Furubotn found support for such ideas in the work of Gaston Monmousseau, the leader of the French trade union organisation CGT. Once Furubotn had found international ideas which suited him, he exploited them to the full, in leaflets, as articles in Friheten(9), at the NKP party school(10) and elsewhere in the party.(11) He quoted Monmousseau a great deal, especially his discussions on the working class between the wars. Monmousseau claimed that it had been forced into opposition to the nation by the policies of the big commercial trusts.(12) According to Monmousseau, this oppositional attitude was an unconscious defence mechanism in response to the exploitation by the trusts. It was widely believed in the working class that the trusts were in control of French governments, and the governments symbolised the nation. This made large sectors of the working class anti-national, Monmousseau explained: they thought of the nation as private trust property. In Furubotn's terms, this showed that the workers had fallen victim to their own blind class forces. The problem of distinguishing between their own immediate class interests and the interests they had in common with closely related groups and classes was too difficult for them. If the working class was ever to become the nation's driving force, Furubotn believed, it would have to discard the damaging old radicalism.

Furubotn was intent on defining the term ``radicalism''. He was prompted by the observation that among the many reasons why people became Communists, one, which applied in many cases, was some form or other of opposition to society. Such opposition often took the form of doing the exact opposite of whatever one had been trained to do in art, literature, morality, etc. The more one succeeded in ``épater les bourgeois'', the better. The more one did the opposite of what one had been told to do, the more radical one believed oneself to be - and radical was the thing to be:(13)

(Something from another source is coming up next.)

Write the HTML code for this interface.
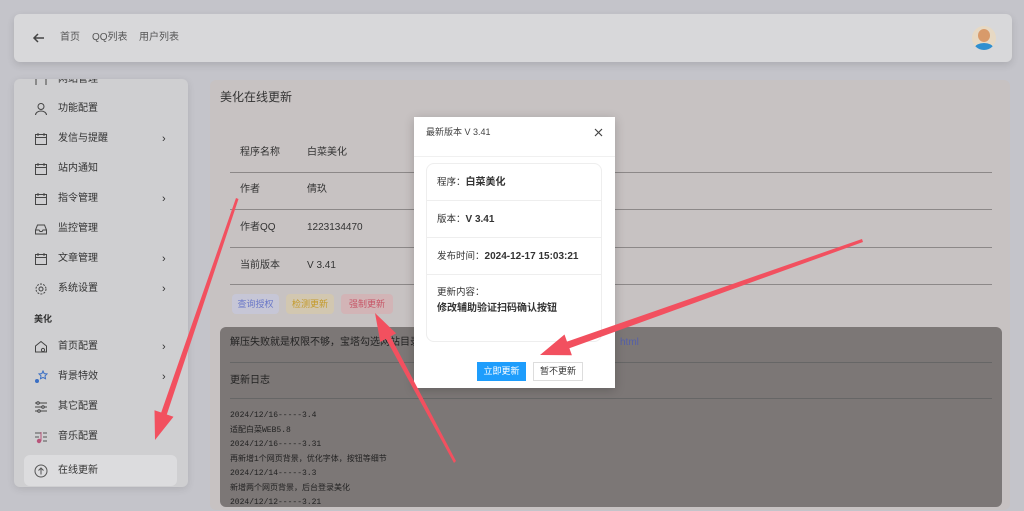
<!DOCTYPE html>
<html><head><meta charset="utf-8"><style>
*{margin:0;padding:0;box-sizing:border-box}
body{width:1024px;height:503px;overflow:hidden;background:#c4c4ca;font-family:"Liberation Sans","Noto Sans CJK SC",sans-serif;position:relative;color:#333;line-height:1.2}
.top{position:absolute;left:14px;top:14px;width:998px;height:48px;background:#d8d8da;border-radius:6px;box-shadow:0 3px 8px rgba(0,0,0,.12)}
.top span{position:absolute;top:18px;font-size:10px;line-height:12px;color:#555}
.side{position:absolute;left:14px;top:79px;width:174px;height:408px;background:#cfcfd1;border-radius:6px;overflow:hidden;box-shadow:0 2px 8px rgba(0,0,0,.1)}
.it{position:absolute;left:0;width:174px;height:30px;font-size:10px;color:#333}
.it .t{position:absolute;left:44px;top:8px;line-height:14px}
.it .ic{position:absolute;left:20px;top:8px;width:14px;height:14px}
.it .ar{position:absolute;left:148px;top:8px;font-size:11px;line-height:14px}
.main{position:absolute;left:210px;top:80px;width:800px;height:430px;background:#c7c2c2;border-radius:6px}
.row{position:absolute;left:20px;width:762px;height:1px;background:#8c8888}
.lbl{position:absolute;font-size:10px;line-height:12px;color:#333}
.log{position:absolute;left:220px;top:327px;width:782px;height:180px;background:#7c7776;border-radius:6px}
.mono{font-family:"Liberation Mono","Noto Sans CJK SC",monospace;font-size:8px;color:#222}
.modal{position:absolute;left:414px;top:117px;width:201px;height:271px;background:#fff;box-shadow:0 2px 10px rgba(0,0,0,.2)}
.box{position:absolute;left:12px;top:46px;width:176px;height:179px;border:1px solid #eee;border-radius:8px}
.box div{position:absolute;left:0;width:174px;border-bottom:1px solid #eee;font-size:9.5px;padding-left:10px}
.box b{font-size:10px}
</style></head><body>
<div class="top">
<svg style="position:absolute;left:18px;top:17px" width="14" height="14" viewBox="0 0 14 14"><path d="M12 7H2M6 3L2 7l4 4" stroke="#444" stroke-width="1.5" fill="none"/></svg>
<span style="left:46px">首页</span><span style="left:78px">QQ列表</span><span style="left:125px">用户列表</span>
<div style="position:absolute;left:958px;top:12px;width:24px;height:24px;border-radius:50%;background:#e7d9c4;overflow:hidden"><div style="position:absolute;left:6px;top:3px;width:12px;height:13px;border-radius:50%;background:#d89a6a"></div><div style="position:absolute;left:3px;top:17px;width:18px;height:9px;border-radius:50% 50% 0 0;background:#2e8fd0"></div></div>
</div>
<div class="side">
<div class="it" style="top:-14px"><svg class="ic" viewBox="0 0 14 14"><path d="M2 12V6a5 5 0 0110 0v6" stroke="#444" fill="none"/></svg><span class="t">网站管理</span></div>
<div class="it" style="top:15px"><svg class="ic" viewBox="0 0 14 14"><circle cx="7" cy="4.5" r="3" stroke="#444" fill="none"/><path d="M1.5 13a5.5 4 0 0111 0" stroke="#444" fill="none"/></svg><span class="t">功能配置</span></div>
<div class="it" style="top:45px"><svg class="ic" viewBox="0 0 14 14"><rect x="1.5" y="2.5" width="11" height="10" stroke="#444" fill="none"/><path d="M1.5 5.5h11M4 1v3M10 1v3" stroke="#444"/></svg><span class="t">发信与提醒</span><span class="ar">›</span></div>
<div class="it" style="top:75px"><svg class="ic" viewBox="0 0 14 14"><rect x="1.5" y="2.5" width="11" height="10" stroke="#444" fill="none"/><path d="M1.5 5.5h11M4 1v3M10 1v3" stroke="#444"/></svg><span class="t">站内通知</span></div>
<div class="it" style="top:105px"><svg class="ic" viewBox="0 0 14 14"><rect x="1.5" y="2.5" width="11" height="10" stroke="#444" fill="none"/><path d="M1.5 5.5h11M4 1v3M10 1v3" stroke="#444"/></svg><span class="t">指令管理</span><span class="ar">›</span></div>
<div class="it" style="top:135px"><svg class="ic" viewBox="0 0 14 14"><path d="M1.5 8l2-5h7l2 5v4h-11zM1.5 8h3.5l1 1.5h2L9 8h3.5" stroke="#444" fill="none"/></svg><span class="t">监控管理</span></div>
<div class="it" style="top:165px"><svg class="ic" viewBox="0 0 14 14"><rect x="1.5" y="2.5" width="11" height="10" stroke="#444" fill="none"/><path d="M1.5 5.5h11M4 1v3M10 1v3" stroke="#444"/></svg><span class="t">文章管理</span><span class="ar">›</span></div>
<div class="it" style="top:195px"><svg class="ic" viewBox="0 0 14 14"><circle cx="7" cy="7" r="2" stroke="#444" fill="none"/><circle cx="7" cy="7" r="5" stroke="#444" stroke-dasharray="2 1.2" fill="none"/></svg><span class="t">系统设置</span><span class="ar">›</span></div>
<div style="position:absolute;left:20px;top:235px;font-size:9px;line-height:11px;font-weight:bold">美化</div>
<div class="it" style="top:253px"><svg class="ic" viewBox="0 0 14 14"><path d="M1.5 12V6L7 1.5 12.5 6v6z" stroke="#444" fill="none"/><circle cx="9" cy="10" r="1.6" stroke="#444" fill="none"/></svg><span class="t">首页配置</span><span class="ar">›</span></div>
<div class="it" style="top:283px"><svg class="ic" viewBox="0 0 14 14"><path d="M9 1l1.2 2.6 2.8.3-2 2 .5 2.8L9 7.4 6.5 8.7 7 5.9 5 3.9l2.8-.3z" stroke="#3a6fc4" fill="none"/><circle cx="3" cy="11" r="2" fill="#3a6fc4"/></svg><span class="t">背景特效</span><span class="ar">›</span></div>
<div class="it" style="top:313px"><svg class="ic" viewBox="0 0 14 14"><path d="M1 3h12M1 7h12M1 11h12" stroke="#444"/><circle cx="4" cy="3" r="1.3" fill="#cfcfd1" stroke="#444"/><circle cx="9" cy="7" r="1.3" fill="#cfcfd1" stroke="#444"/><circle cx="5" cy="11" r="1.3" fill="#cfcfd1" stroke="#444"/></svg><span class="t">其它配置</span></div>
<div class="it" style="top:343px"><svg class="ic" viewBox="0 0 14 14"><path d="M1 3h6M1 7h4M9 3h4M9 7h4M9 11h4" stroke="#555"/><circle cx="5" cy="11" r="2.2" fill="#b8557a"/><path d="M7 11V2" stroke="#b8557a"/></svg><span class="t">音乐配置</span></div>
<div style="position:absolute;left:10px;top:376px;width:153px;height:31px;background:#dcdcde;border-radius:6px"></div>
<div class="it" style="top:377px"><svg class="ic" viewBox="0 0 14 14"><circle cx="7" cy="7" r="6" stroke="#555" fill="none"/><path d="M7 10.5V4M4.5 6.5L7 4l2.5 2.5" stroke="#555" fill="none"/></svg><span class="t">在线更新</span></div>
</div>
<div class="main">
<div style="position:absolute;left:10px;top:10px;font-size:12px;line-height:14px;color:#333">美化在线更新</div>
<span class="lbl" style="left:30px;top:67px">程序名称</span><span class="lbl" style="left:97px;top:67px">白菜美化</span>
<div class="row" style="top:92px"></div>
<span class="lbl" style="left:30px;top:104px">作者</span><span class="lbl" style="left:97px;top:104px">倩玖</span>
<div class="row" style="top:129px"></div>
<span class="lbl" style="left:30px;top:142px">作者QQ</span><span class="lbl" style="left:97px;top:142px">1223134470</span>
<div class="row" style="top:167px"></div>
<span class="lbl" style="left:30px;top:180px">当前版本</span><span class="lbl" style="left:97px;top:180px">V 3.41</span>
<div class="row" style="top:204px"></div>
<div style="position:absolute;left:22px;top:214px;width:47px;height:20px;background:#c6c6d6;border-radius:4px;color:#6a78c8;font-size:9px;text-align:center;line-height:20px">查询授权</div>
<div style="position:absolute;left:76px;top:214px;width:48px;height:20px;background:#d2c7b0;border-radius:4px;color:#c49a2a;font-size:9px;text-align:center;line-height:20px">检测更新</div>
<div style="position:absolute;left:131px;top:214px;width:52px;height:20px;background:#d2b4b6;border-radius:4px;color:#c75566;font-size:9px;text-align:center;line-height:20px">强制更新</div>
</div>
<div class="log">
<div style="position:absolute;left:10px;top:10px;font-size:10px;line-height:12px;color:#222">解压失败就是权限不够，宝塔勾选网站目录</div>
<div style="position:absolute;left:400px;top:10px;font-size:10px;line-height:12px;color:#5560a8">html</div>
<div style="position:absolute;left:10px;top:35px;width:762px;height:1px;background:#666"></div>
<div style="position:absolute;left:10px;top:48px;font-size:10px;line-height:12px;color:#222">更新日志</div>
<div style="position:absolute;left:10px;top:71px;width:762px;height:1px;background:#666"></div>
<div class="mono" style="position:absolute;left:10px;top:82px;line-height:14.5px">2024/12/16-----3.4<br>适配白菜WEB5.8<br>2024/12/16-----3.31<br>再新增1个网页背景，优化字体，按钮等细节<br>2024/12/14-----3.3<br>新增两个网页背景，后台登录美化<br>2024/12/12-----3.21</div>
</div>
<div class="modal">
<div style="position:absolute;left:12px;top:10px;font-size:9px;line-height:11px;color:#444">最新版本 V 3.41</div>
<svg style="position:absolute;left:180px;top:11px" width="9" height="9" viewBox="0 0 9 9"><path d="M1 1l7 7M8 1L1 8" stroke="#444" stroke-width="1.2"/></svg>
<div style="position:absolute;left:0;top:39px;width:201px;height:1px;background:#f0f0f0"></div>
<div class="box">
<div style="top:0;height:37px;line-height:37px">程序：<b>白菜美化</b></div>
<div style="top:37px;height:37px;line-height:37px">版本：<b>V 3.41</b></div>
<div style="top:74px;height:37px;line-height:37px">发布时间：<b>2024-12-17 15:03:21</b></div>
<div style="top:111px;height:66px;border:none;padding-top:10px;line-height:16px">更新内容：<br><b>修改辅助验证扫码确认按钮</b></div>
</div>
<div style="position:absolute;left:63px;top:245px;width:49px;height:19px;background:#1e9dfc;color:#fff;font-size:9px;text-align:center;line-height:19px">立即更新</div>
<div style="position:absolute;left:119px;top:245px;width:50px;height:19px;border:1px solid #ddd;color:#333;font-size:9px;text-align:center;line-height:17px">暂不更新</div>
</div>
<svg style="position:absolute;left:0;top:0" width="1024" height="503">
<g fill="#f2505f">
<polygon points="236,198 238.5,199 166.8,414.5 173.5,416.7 155,440 154.5,410.3 161.2,412.5"/>
<polygon points="456,461 454,463 386,338.9 380.3,342 375,313 396.1,333.4 390.4,336.5"/>
<polygon points="862,239 863,242 569.4,348.2 571.9,355.2 540,355 564.5,334.5 567,341.6"/>
</g>
</svg>
</body></html>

Sooner or later we may discover that being radical isn't all that radical. We shall discover that it takes struggle and self-discipline to acquire the qualities we need for progress. We shall discover that the process we have to go through is both long and painful, with crises both for individuals and in the party.

We see here that Furubotn did not regard traditional radicalism as radical, but primarily as a spontaneous oppositional reaction to whatever environment the ``radical'' originated in. Furubotn saw the first oppositional phase as a phase of discovery, in other words an introduction to acquiring ``the qualities we need for progress''. Whatever the circumstances, what counted was the inner political process, not the outward form and words. He believed that the Communist Party had to transform itself into a non-oppositional party. The wartime experience, when the NKP had taken on national responsibilities (an expression Furubotn often used), was an important influence. With the people in need of homes, clothes and food, the NKP ought in his opinion to continue to assume responsibility for the nation.